La máquina tragaperras señala con claridad las trampas conceptuales del liberalismo decrépito de nuestros días. Como en cualquier otro mercado, la relación comercial entre la máquina y el jugador es libre: la máquina ofrece un servicio -el juego- y el jugador realiza un pago. Nadie pone una pistola en la cabeza al jugador para que la utilice. Gasta su propio dinero y persigue el sueño de la prosperidad a través de los mecanismos trucados de la suerte.

La proliferación de salas de juego en barrios miserables ilustra la perversión del concepto de libertad individual que gurús -falsos profetas- como Daniel Lacalle manosean alegremente. Los propietarios son libres de abrir sus negocios allá donde crean que habrá demanda y los habitantes de los barrios miserables son libres de no regalar a la máquina el dinero producido por las laboriosas joyas de la abuela, pero esto no es lo que ocurre. Ocurre que las salas de juego empobrecen más todavía a los que, desesperados, oyen sus cantos de sirenas.
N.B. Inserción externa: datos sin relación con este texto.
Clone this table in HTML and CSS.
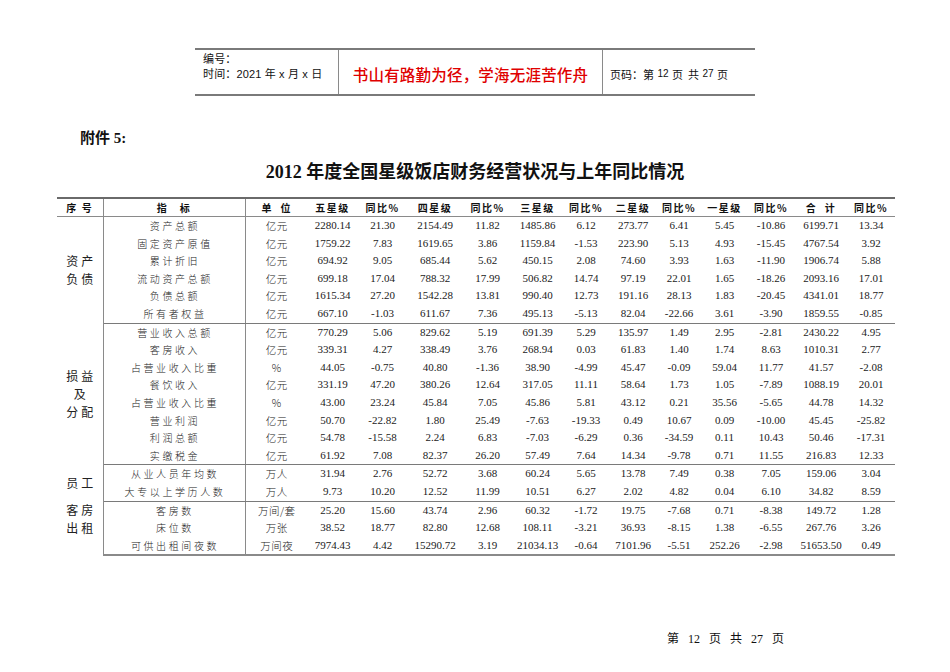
FILE: index.html
```html
<!DOCTYPE html>
<html lang="zh-CN">
<head>
<meta charset="utf-8">
<title>2012年度全国星级饭店财务经营状况与上年同比情况</title>
<link rel="stylesheet" href="styles.css">
</head>
<body>
<div class="page">
  <div class="doc-header">
    <div class="hd-left">
      <div>编号：</div>
      <div>时间：2021 年 x 月 x 日</div>
    </div>
    <div class="hd-mid">书山有路勤为径，学海无涯苦作舟</div>
    <div class="hd-right">页码：第 <span class="n">12</span> 页&nbsp; 共 <span class="n">27</span> 页</div>
  </div>

  <div class="annex">附件 5:</div>
  <h1 class="title">2012 年度全国星级饭店财务经营状况与上年同比情况</h1>

  <table class="fin">
    <colgroup>
      <col style="width:46px"><col style="width:142px"><col style="width:63px">
      <col style="width:49px"><col style="width:51px"><col style="width:54px">
      <col style="width:51px"><col style="width:49px"><col style="width:48px">
      <col style="width:46px"><col style="width:46px"><col style="width:45px">
      <col style="width:48px"><col style="width:52px"><col style="width:48px">
    </colgroup>
    <thead>
      <tr>
        <th class="c-sec">序 号</th>
        <th class="c-ind">指&nbsp;&nbsp; 标</th>
        <th class="c-unit">单&nbsp; 位</th>
        <th>五星级</th><th>同比%</th>
        <th>四星级</th><th>同比%</th>
        <th>三星级</th><th>同比%</th>
        <th>二星级</th><th>同比%</th>
        <th>一星级</th><th>同比%</th>
        <th>合&nbsp; 计</th><th>同比%</th>
      </tr>
    </thead>
    <tbody class="sec">
      <tr><td class="c-sec" rowspan="6">资产<br>负债</td><td class="c-ind">资产总额</td><td class="c-unit">亿元</td><td>2280.14</td><td>21.30</td><td>2154.49</td><td>11.82</td><td>1485.86</td><td>6.12</td><td>273.77</td><td>6.41</td><td>5.45</td><td>-10.86</td><td>6199.71</td><td>13.34</td></tr>
      <tr><td class="c-ind">固定资产原值</td><td class="c-unit">亿元</td><td>1759.22</td><td>7.83</td><td>1619.65</td><td>3.86</td><td>1159.84</td><td>-1.53</td><td>223.90</td><td>5.13</td><td>4.93</td><td>-15.45</td><td>4767.54</td><td>3.92</td></tr>
      <tr><td class="c-ind">累计折旧</td><td class="c-unit">亿元</td><td>694.92</td><td>9.05</td><td>685.44</td><td>5.62</td><td>450.15</td><td>2.08</td><td>74.60</td><td>3.93</td><td>1.63</td><td>-11.90</td><td>1906.74</td><td>5.88</td></tr>
      <tr><td class="c-ind">流动资产总额</td><td class="c-unit">亿元</td><td>699.18</td><td>17.04</td><td>788.32</td><td>17.99</td><td>506.82</td><td>14.74</td><td>97.19</td><td>22.01</td><td>1.65</td><td>-18.26</td><td>2093.16</td><td>17.01</td></tr>
      <tr><td class="c-ind">负债总额</td><td class="c-unit">亿元</td><td>1615.34</td><td>27.20</td><td>1542.28</td><td>13.81</td><td>990.40</td><td>12.73</td><td>191.16</td><td>28.13</td><td>1.83</td><td>-20.45</td><td>4341.01</td><td>18.77</td></tr>
      <tr><td class="c-ind">所有者权益</td><td class="c-unit">亿元</td><td>667.10</td><td>-1.03</td><td>611.67</td><td>7.36</td><td>495.13</td><td>-5.13</td><td>82.04</td><td>-22.66</td><td>3.61</td><td>-3.90</td><td>1859.55</td><td>-0.85</td></tr>
    </tbody>
    <tbody class="sec">
      <tr><td class="c-sec" rowspan="8">损益<br>及<br>分配</td><td class="c-ind">营业收入总额</td><td class="c-unit">亿元</td><td>770.29</td><td>5.06</td><td>829.62</td><td>5.19</td><td>691.39</td><td>5.29</td><td>135.97</td><td>1.49</td><td>2.95</td><td>-2.81</td><td>2430.22</td><td>4.95</td></tr>
      <tr><td class="c-ind">客房收入</td><td class="c-unit">亿元</td><td>339.31</td><td>4.27</td><td>338.49</td><td>3.76</td><td>268.94</td><td>0.03</td><td>61.83</td><td>1.40</td><td>1.74</td><td>8.63</td><td>1010.31</td><td>2.77</td></tr>
      <tr><td class="c-ind">占营业收入比重</td><td class="c-unit">%</td><td>44.05</td><td>-0.75</td><td>40.80</td><td>-1.36</td><td>38.90</td><td>-4.99</td><td>45.47</td><td>-0.09</td><td>59.04</td><td>11.77</td><td>41.57</td><td>-2.08</td></tr>
      <tr><td class="c-ind">餐饮收入</td><td class="c-unit">亿元</td><td>331.19</td><td>47.20</td><td>380.26</td><td>12.64</td><td>317.05</td><td>11.11</td><td>58.64</td><td>1.73</td><td>1.05</td><td>-7.89</td><td>1088.19</td><td>20.01</td></tr>
      <tr><td class="c-ind">占营业收入比重</td><td class="c-unit">%</td><td>43.00</td><td>23.24</td><td>45.84</td><td>7.05</td><td>45.86</td><td>5.81</td><td>43.12</td><td>0.21</td><td>35.56</td><td>-5.65</td><td>44.78</td><td>14.32</td></tr>
      <tr><td class="c-ind">营业利润</td><td class="c-unit">亿元</td><td>50.70</td><td>-22.82</td><td>1.80</td><td>25.49</td><td>-7.63</td><td>-19.33</td><td>0.49</td><td>10.67</td><td>0.09</td><td>-10.00</td><td>45.45</td><td>-25.82</td></tr>
      <tr><td class="c-ind">利润总额</td><td class="c-unit">亿元</td><td>54.78</td><td>-15.58</td><td>2.24</td><td>6.83</td><td>-7.03</td><td>-6.29</td><td>0.36</td><td>-34.59</td><td>0.11</td><td>10.43</td><td>50.46</td><td>-17.31</td></tr>
      <tr><td class="c-ind">实缴税金</td><td class="c-unit">亿元</td><td>61.92</td><td>7.08</td><td>82.37</td><td>26.20</td><td>57.49</td><td>7.64</td><td>14.34</td><td>-9.78</td><td>0.71</td><td>11.55</td><td>216.83</td><td>12.33</td></tr>
    </tbody>
    <tbody class="sec">
      <tr><td class="c-sec" rowspan="2">员工</td><td class="c-ind">从业人员年均数</td><td class="c-unit">万人</td><td>31.94</td><td>2.76</td><td>52.72</td><td>3.68</td><td>60.24</td><td>5.65</td><td>13.78</td><td>7.49</td><td>0.38</td><td>7.05</td><td>159.06</td><td>3.04</td></tr>
      <tr><td class="c-ind">大专以上学历人数</td><td class="c-unit">万人</td><td>9.73</td><td>10.20</td><td>12.52</td><td>11.99</td><td>10.51</td><td>6.27</td><td>2.02</td><td>4.82</td><td>0.04</td><td>6.10</td><td>34.82</td><td>8.59</td></tr>
    </tbody>
    <tbody class="sec last">
      <tr><td class="c-sec top" rowspan="3">客房<br>出租</td><td class="c-ind">客房数</td><td class="c-unit">万间/套</td><td>25.20</td><td>15.60</td><td>43.74</td><td>2.96</td><td>60.32</td><td>-1.72</td><td>19.75</td><td>-7.68</td><td>0.71</td><td>-8.38</td><td>149.72</td><td>1.28</td></tr>
      <tr><td class="c-ind">床位数</td><td class="c-unit">万张</td><td>38.52</td><td>18.77</td><td>82.80</td><td>12.68</td><td>108.11</td><td>-3.21</td><td>36.93</td><td>-8.15</td><td>1.38</td><td>-6.55</td><td>267.76</td><td>3.26</td></tr>
      <tr><td class="c-ind">可供出租间夜数</td><td class="c-unit">万间夜</td><td>7974.43</td><td>4.42</td><td>15290.72</td><td>3.19</td><td>21034.13</td><td>-0.64</td><td>7101.96</td><td>-5.51</td><td>252.26</td><td>-2.98</td><td>51653.50</td><td>0.49</td></tr>
    </tbody>
  </table>

  <div class="footer">第 12 页 共 27 页</div>
</div>
</body>
</html>
```

FILE: styles.css
```css
html, body {
  margin: 0;
  padding: 0;
  background: #fff;
}
body {
  font-family: "Liberation Serif", "Noto Sans CJK SC", serif;
  color: #111;
}
.page {
  width: 950px;
  height: 672px;
  overflow: hidden;
  padding-top: 48px;
  box-sizing: border-box;
}

/* ---------- document header box ---------- */
.doc-header {
  margin-left: 195px;
  width: 560px;
  height: 48px;
  box-sizing: border-box;
  border-top: 2px solid #7a7a7a;
  border-bottom: 2px solid #7a7a7a;
  display: flex;
  font-family: "Liberation Sans", "Noto Sans CJK SC", sans-serif;
  font-size: 11px;
  color: #111;
}
.hd-left {
  width: 143px;
  padding: 2px 0 0 8px;
  box-sizing: border-box;
  line-height: 15px;
  letter-spacing: 0.15px;
}
.hd-mid {
  width: 265px;
  border-left: 1.5px solid #8a8a8a;
  border-right: 1.5px solid #8a8a8a;
  box-sizing: border-box;
  display: flex;
  align-items: center;
  justify-content: center;
  padding-top: 4px;
  color: #e00000;
  font-family: "Noto Sans CJK SC", sans-serif;
  font-size: 15.5px;
  font-weight: 500;
  letter-spacing: 0.2px;
}
.hd-right {
  flex: 1;
  display: flex;
  align-items: center;
  padding: 3px 0 0 7px;
  font-family: "Noto Sans CJK SC", sans-serif;
  font-size: 11px;
  white-space: pre;
}
.hd-right .n {
  font-family: "Liberation Sans", sans-serif;
  font-size: 10px;
  margin: 0 1px;
}

/* ---------- headings ---------- */
.annex {
  margin-top: 32px;
  padding-left: 80px;
  font-family: "Liberation Serif", "Noto Sans CJK SC", serif;
  font-weight: bold;
  font-size: 15px;
  line-height: 20px;
}
.title {
  margin: 12px 0 0 0;
  text-align: center;
  font-family: "Liberation Serif", "Noto Sans CJK SC", serif;
  font-weight: bold;
  font-size: 18px;
  line-height: 24px;
}

/* ---------- table ---------- */
.fin {
  margin: 13px 0 0 57px;
  width: 838px;
  table-layout: fixed;
  border-collapse: collapse;
  font-size: 11px;
}
.fin th, .fin td {
  padding: 0;
  text-align: center;
  white-space: nowrap;
  overflow: hidden;
}
.fin thead th {
  height: 17px;
  border-top: 2px solid #6a6a6a;
  border-bottom: 1px solid #8a8a8a;
  font-family: "Noto Sans CJK SC", sans-serif;
  font-weight: bold;
  font-size: 10px;
  letter-spacing: 1.5px;
  color: #111;
}
.fin td {
  height: 17.6px;
  line-height: 17.6px;
  font-family: "Liberation Serif", serif;
  font-size: 11px;
  color: #1a1a1a;
}
.fin .c-sec {
  border-right: 1.5px solid #8a8a8a;
}
.fin .c-unit {
  border-left: 1.5px solid #8a8a8a;
}
.fin td.c-sec {
  font-family: "Noto Sans CJK SC", sans-serif;
  font-size: 12px;
  line-height: 18px;
  letter-spacing: 3px;
  padding-left: 3px;
  color: #222;
  vertical-align: middle;
}
.fin td.c-sec.top {
  vertical-align: top;
  padding-top: 0;
}
.fin td.c-ind {
  font-family: "Noto Sans CJK SC", sans-serif;
  font-size: 10px;
  font-weight: 300;
  letter-spacing: 2.6px;
  padding-left: 2px;
  color: #222;
}
.fin td.c-unit {
  font-family: "Noto Sans CJK SC", "Liberation Serif", sans-serif;
  font-size: 10.5px;
  font-weight: 300;
  letter-spacing: 0.5px;
  color: #222;
}
.fin tbody.sec tr:last-child td {
  border-bottom: 1.5px solid #7a7a7a;
}
.fin tbody.sec.last tr:last-child td {
  border-bottom: 2px solid #8a8a8a;
}
.fin tbody.sec.last td.c-sec {
  border-bottom: none;
}

/* ---------- footer ---------- */
.footer {
  margin-top: 75px;
  text-align: right;
  padding-right: 166px;
  font-family: "Liberation Serif", "Noto Sans CJK SC", serif;
  font-size: 12px;
  line-height: 16px;
  color: #111;
  word-spacing: 6px;
}
```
Pienso esto tras devorar Hijos de Las Vegas de Timothy O’Grady (Pepitas de Calabaza), un libro que ofrece los testimonios directos de los hijos de los habitantes de la ciudad de los casinos. O’Grady fue profesor universitario en Las Vegas cuando la decadencia del capitalismo empezó a acelerarse.

O’Grady pregunta a sus alumnos por sus vidas y ellos se limitan a responder. Son historias terribles porque nadie puede crecer en una ciudad casino sin torcerse. Es difícil eludir ciertos paralelismos con un mundo casinizado.